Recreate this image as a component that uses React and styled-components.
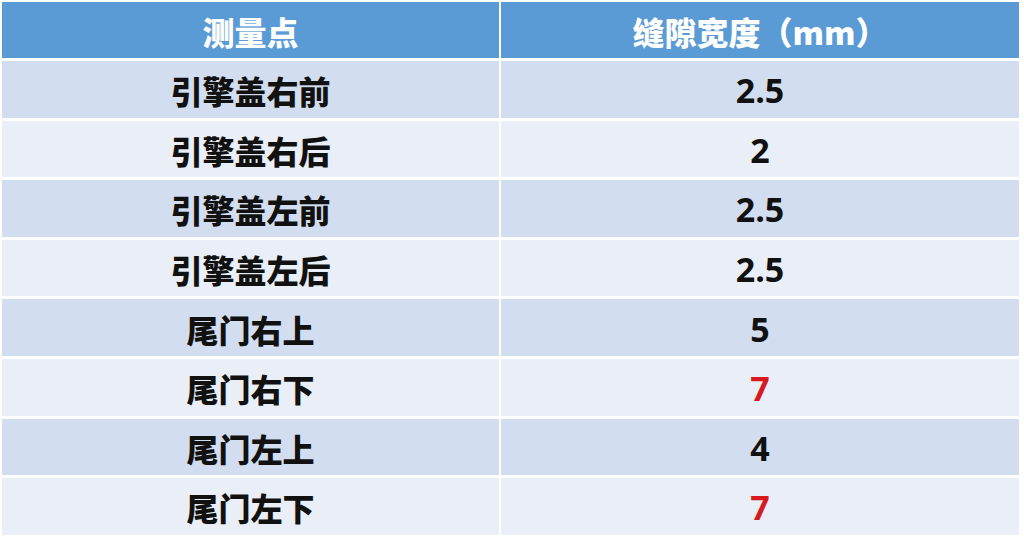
import React from "react";
import styled, { createGlobalStyle } from "styled-components";

const Global = createGlobalStyle`
  html, body { margin: 0; padding: 0; background: #ffffff; }
  body { font-family: "Noto Sans CJK SC", "Noto Sans", sans-serif; }
`;

const Page = styled.div`
  width: 1024px;
  height: 546px;
  padding: 2px 0 0 2px;
  box-sizing: border-box;
  background: #ffffff;
`;

const Table = styled.div`
  display: grid;
  width: 1017px;
  grid-template-columns: 497px 518px;
  grid-template-rows: 56px repeat(8, 56.6px);
  column-gap: 2px;
  row-gap: 3px;
`;

const Cell = styled.div`
  display: flex;
  align-items: center;
  justify-content: center;
  font-size: 32px;
  font-weight: 900;
  line-height: 1;
  background: ${(p) => (p.$head ? "#5b9bd5" : p.$odd ? "#d2deef" : "#eaeff7")};
  color: ${(p) => (p.$head ? "#ffffff" : p.$red ? "#d71920" : "#111111")};
  padding-top: 2px;
  box-sizing: border-box;
`;

const Num = styled.span`
  font-family: "Open Sans", "Noto Sans", sans-serif;
  font-weight: 700;
  font-size: 34px;
`;

const rows = [
  ["引擎盖右前", "2.5"],
  ["引擎盖右后", "2"],
  ["引擎盖左前", "2.5"],
  ["引擎盖左后", "2.5"],
  ["尾门右上", "5"],
  ["尾门右下", "7", true],
  ["尾门左上", "4"],
  ["尾门左下", "7", true],
];

export default function App() {
  return (
    <>
      <Global />
      <Page>
        <Table>
          <Cell $head>测量点</Cell>
          <Cell $head>缝隙宽度（mm）</Cell>
          {rows.map(([name, val, red], i) => (
            <React.Fragment key={i}>
              <Cell $odd={i % 2 === 0}>{name}</Cell>
              <Cell $odd={i % 2 === 0} $red={red}>
                <Num>{val}</Num>
              </Cell>
            </React.Fragment>
          ))}
        </Table>
      </Page>
    </>
  );
}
■ ■ ■ ■ ■
> [Short exercise] Each line above is to be copied verbatim. Drop any image from the copy.

> [Solved exercise]
Recreate this image as a component that uses React and styled-components.
import React from "react";
import styled, { createGlobalStyle } from "styled-components";

const Global = createGlobalStyle`
  html, body { margin: 0; padding: 0; background: #ffffff; }
  body { font-family: "Noto Sans CJK SC", "Noto Sans", sans-serif; }
`;

const Page = styled.div`
  width: 1024px;
  height: 546px;
  padding: 2px 0 0 2px;
  box-sizing: border-box;
  background: #ffffff;
`;

const Table = styled.div`
  display: grid;
  width: 1017px;
  grid-template-columns: 497px 518px;
  grid-template-rows: 56px repeat(8, 56.6px);
  column-gap: 2px;
  row-gap: 3px;
`;

const Cell = styled.div`
  display: flex;
  align-items: center;
  justify-content: center;
  font-size: 32px;
  font-weight: 900;
  line-height: 1;
  background: ${(p) => (p.$head ? "#5b9bd5" : p.$odd ? "#d2deef" : "#eaeff7")};
  color: ${(p) => (p.$head ? "#ffffff" : p.$red ? "#d71920" : "#111111")};
  padding-top: 2px;
  box-sizing: border-box;
`;

const Num = styled.span`
  font-family: "Open Sans", "Noto Sans", sans-serif;
  font-weight: 700;
  font-size: 34px;
`;

const rows = [
  ["引擎盖右前", "2.5"],
  ["引擎盖右后", "2"],
  ["引擎盖左前", "2.5"],
  ["引擎盖左后", "2.5"],
  ["尾门右上", "5"],
  ["尾门右下", "7", true],
  ["尾门左上", "4"],
  ["尾门左下", "7", true],
];

export default function App() {
  return (
    <>
      <Global />
      <Page>
        <Table>
          <Cell $head>测量点</Cell>
          <Cell $head>缝隙宽度（mm）</Cell>
          {rows.map(([name, val, red], i) => (
            <React.Fragment key={i}>
              <Cell $odd={i % 2 === 0}>{name}</Cell>
              <Cell $odd={i % 2 === 0} $red={red}>
                <Num>{val}</Num>
              </Cell>
            </React.Fragment>
          ))}
        </Table>
      </Page>
    </>
  );
}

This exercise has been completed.